True, earlier in the paper there is a parenthetical reference to “Lwow, now Lviv,” but to a reader who might have missed it it would not be obvious, from the quoted statement, that the two toponyms (which should actually be written Lwów and L’viv) in the quotation refer to the same city.
I recently also read Aleksandar Hemon‘s novel The Lazarus Project, where the city is called only Lviv (though another city appears in different parts of the narration, taking place in different time periods, under the names Czernowitz and Chernivts). Yet another recent book dealing with the same place, but specifically with its Jewish history is titled A Murder in Lemberg, using the city’s German/Yiddish name.
In fact, the city was generally known in English as Lemberg throughout the 19th, and well into the 20th century. It is so called not only in the Jewish Encyclopedia (1906) but also in the Catholic Encyclopedia (1907–1912), in the English-language Baedeker Guide to Austria-Hungary (1905) — all these references are available online — as well as news reports from World War I. The Jewish Telegraphic Agency used it as late as 1929, while during the Soviet period (1941–1990) it used the Russian name Lvov.
What gives? Why this compulsion to change the English names of cities in accordance with the preferred language of whoever is currently in control? We seem to do it only when this language changes. Elsewhere in Europe, in countries whose language has remained the same since the Middle Ages, historic cities often have English names that are quite different from their endonyms. In most cases these names are based on French, with the written form usually being the same as in French (Cologne, Munich, Prague, Belgrade, Seville, Turin, Milan, Florence, Rome, Naples) but sometimes slightly modified (Venice, Vienna, Geneva, Saragossa, Athens).
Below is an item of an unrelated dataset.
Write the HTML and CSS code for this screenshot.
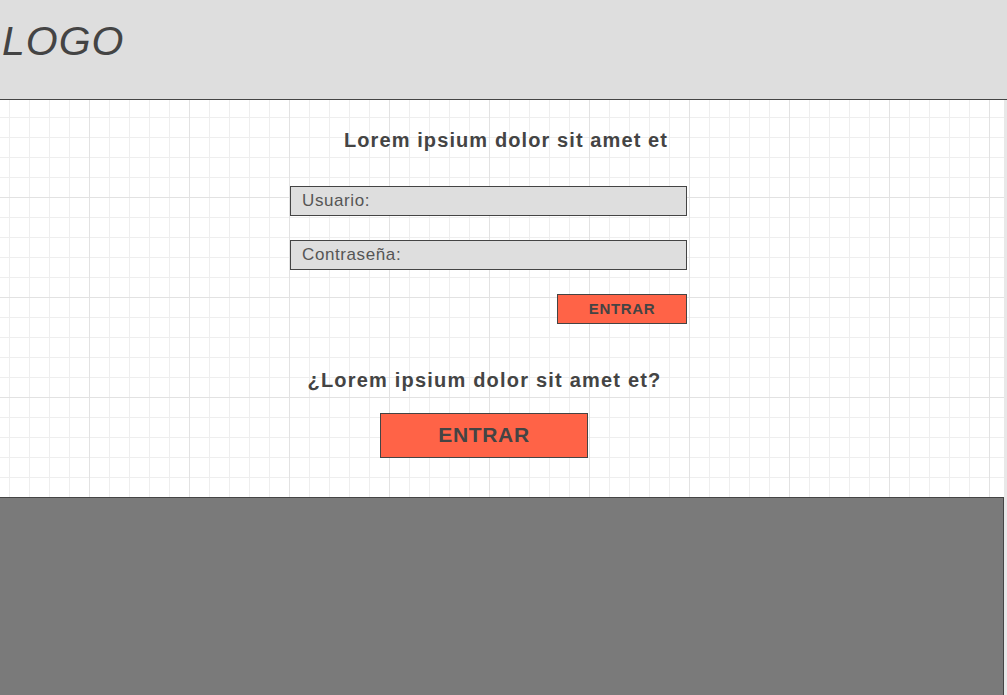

In the north of Europe the names are either German-based (Copenhagen) or a hybrid of Germanic (German, Low German, Dutch) and French: Brussels (Brussel/Bruxelles), The Hague (Den Haag/La Haye), Warsaw (Warschau/Varsovie), Cracow (Krakau/Cracovie).
Historic cities in the Arab world are also not called in English by their Arabic names but by names that may be based on their Biblical form (Damascus, Tyre) or on Italian (Tripoli, Aleppo, Cairo).
Why don’t we, then, stick with an easy-to-say German-based name like Lemberg instead of forcing ourselves to pronounce the very un-English combination /lv/ with a palatal /l/ (palatalized as [ʎ] in Russian and Ukrainian)? It’s what I intend to do from now on.